Allocation triggers are responsible for noticing that pool is low on elements, and needs to allocate new resources.
Empty Pool Trigger
The simplestway is to allocate objects whenever the pool is empty. In this case, you can use some Queue
implementation, put elements into the queue, poll
the queue each time you require a new object. If there're no objects available, the allocation step is triggered.
Watermarks
Problem with this trigger strategy is of course that one of the poll operations will be paused to perform the allocation. To avoid it, you may use watermarks. Whenever the new object is requested from the pool, you check how many elements are still available in the pool. If the resources are at critically low level, allocation step is triggered.
For example, you start with 100 elements, which corresponds to 100%
, and objects get requested from the pool. After 75
elements are given, there are only 25
elements left in the pool, and pool is now at the cricically low resource level of 25%
, so additional resources are allocated, and counter is adjusted accordingly.
Lease/Return Rate
Most of the time, watermarks are enough, although sometimes a bit more precision is required. In this case, you can use record lease
and return
rates, at which objects are being taken and returned to the pool. For that, you count how many items were allocated per second and find some statistically significant number representing the rate.
For example, if you have 100
items in the pool, and 20
items are taken form pool every second, but only 10
are returned, you will empty the pool after 9
seconds.
Using this information, you can "plan ahead" and allocate enough elements to satisfy the lease requirements.
Growth Strategies
Growth strategies identify what happens when the allocation trigger is fired, and bounds specify maximum allowed amount of allocated objects.
Fixed Size
The simplest pool implementation is of course a fixed-size pool. Elements are pre-allocated in one run, and pool is never grown afterwards.

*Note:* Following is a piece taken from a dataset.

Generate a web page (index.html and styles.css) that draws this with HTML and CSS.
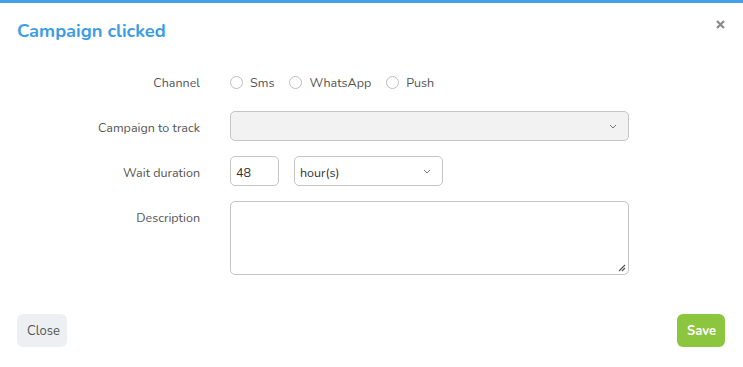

Such an implementation is most useful when you need to make sure that only a certain amount of objects can be out simultaneously, and maybe throttle the application, forcing it to consume not more than a certain amount of resources.

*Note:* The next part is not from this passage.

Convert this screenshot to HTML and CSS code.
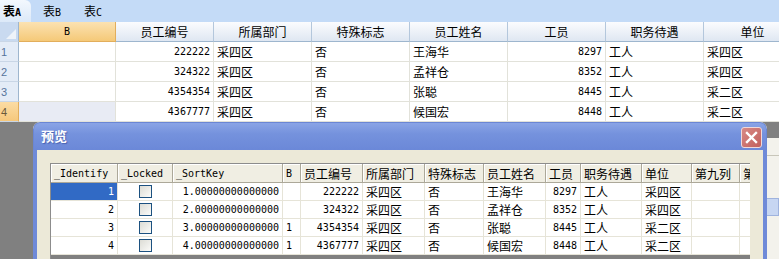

Fixed size pool may cause resource starvation, in case the pool size isn't calculated optimally, but performance characteristics are easy to grasp, because allocations are done explicitly.
Most of the time, you'd allocate more resources than you usually need. This way, at peak times it might cause some latency when pool becomes empty and you have to wait for the next freed object, although you will have some free resources in the pool all the time.
Tiny-Step growth
If you can identify the size of the pool with a good degree of certanity, but think that during peak times you still may run in resource starvation problem, you can grow your pool with very small steps (say, one additional item at a time).
Of course you can allocate new item on-demand, which would add some latency for every item, allocated after the pool was empty, but it's easy to implement and maintain, and the pool size will correspond to the maximum amount of objects that may possibly exist in the system simultaneously.
Block Growth
If you can't afford allocation pauses, and would like to be able to get a ready element from the pool any time, you'd have to use a block-growth allocation strategy, combined with an allocation trigger of your preference.
This way, every time you reach a 25%
watermark, you can allocate the additional 25%
of the pool size and see if it fits the application demand.
In such cases, you're almost always allocating more resources than may be possibly required, and large exponent values may result into running out of memory.
Using lease/return rates, you may get down to quite precise pool size. But it's always good to keep it flexible and allow pool to grow a little.
Pitfalls
Of course, as long as you start managing memory youself, you become fully responsible for pretty much everything that's going with the memory you're managing at all times. There are several ways things may go wrong:
- Reference Leaks: object is registered somewhere within your system, although did not get returned to the pool. This happens quite often, and leads to out of memory errors that are hard to track down. It gets particularly hard when you have references leaking under just one subtle scenario.
- Premature Recycling: this happens where you decide to return the object to the pool, but still hold the reference to it, and try to perform write or read. In C/C++ you would usually get a Segmentation Fault under similar circumstances. Basically, it means that you're trying to access memory that does not belong to you, whether it is for reading or for writing.
- Implicit Recycling: may occur when you're working with reference counts. Because of the concurrent access, or error in one of the consumers the object may be implicitly recycled, while you would expect that reference should still be valid. To avoid it, it is important to keep all the operations explicit, never leak references to untrusted consumers, have control means (such as interrupts) over the consumers that break internal contracts.
- Sizing Errors: this is quite usual for Byte Buffers and arrays: when objects should have different sizes / lengths, and are constructed in a tailored mode, although returned to the pool and reused as "one size fits all" objects. Usually you would get an IndexOutOfBounds error or similar, whenever trying to write or read to/from location that's outside of range of the generated object. If you're very (very, very) lucky, you may end up just carrying a memory overhead around (whenever the first tailored object is the largest one, and all smaller ones just fit in).
- Double Booking: whenever two objects are aware of the fact that the object they received should be recycled after use, but reference to only of of them was actually known by the object itself. This is a variation of a reference leak, although that one happens more often, especially when there's any multiplexing involved: object gets dispatched to multiple destinations that have different performance, and one of them frees the object. Object eventually gets reused, and the remaining reference is now pretty much garbage for the reader.
- In-place modification: it is always good idea to use immutable objects, but if conditions do not allow you do do that, you may run into problem of modification object while it's content is being read.
- Shrinking: it's a good idea to shink the pool whenever there's a large amount of objects sit unused. Never shrinking a pool (freeing the objects from the pool), may result in an oversized pool.
- Object re-initialization: if pool implementation doesn't have clear semantics of cleaning up the object, it might be unclear whose responsibility it is to bring the object back to the "clean" state. Make sure you can always guarantee that objects obtained from pool have a clean state and contain no dirty fields from previous usages.
Closing words
Object pooling is not for everyone. It doesn't make sense to start pooling objects in early application development stages, since you don't know what exactly to poll and can't clearly decide how to poll it.
There are ways to work around every problem, but they are often either too complex, or too expensive to implement. However, it's always good to have a couple of trick up your sleeve.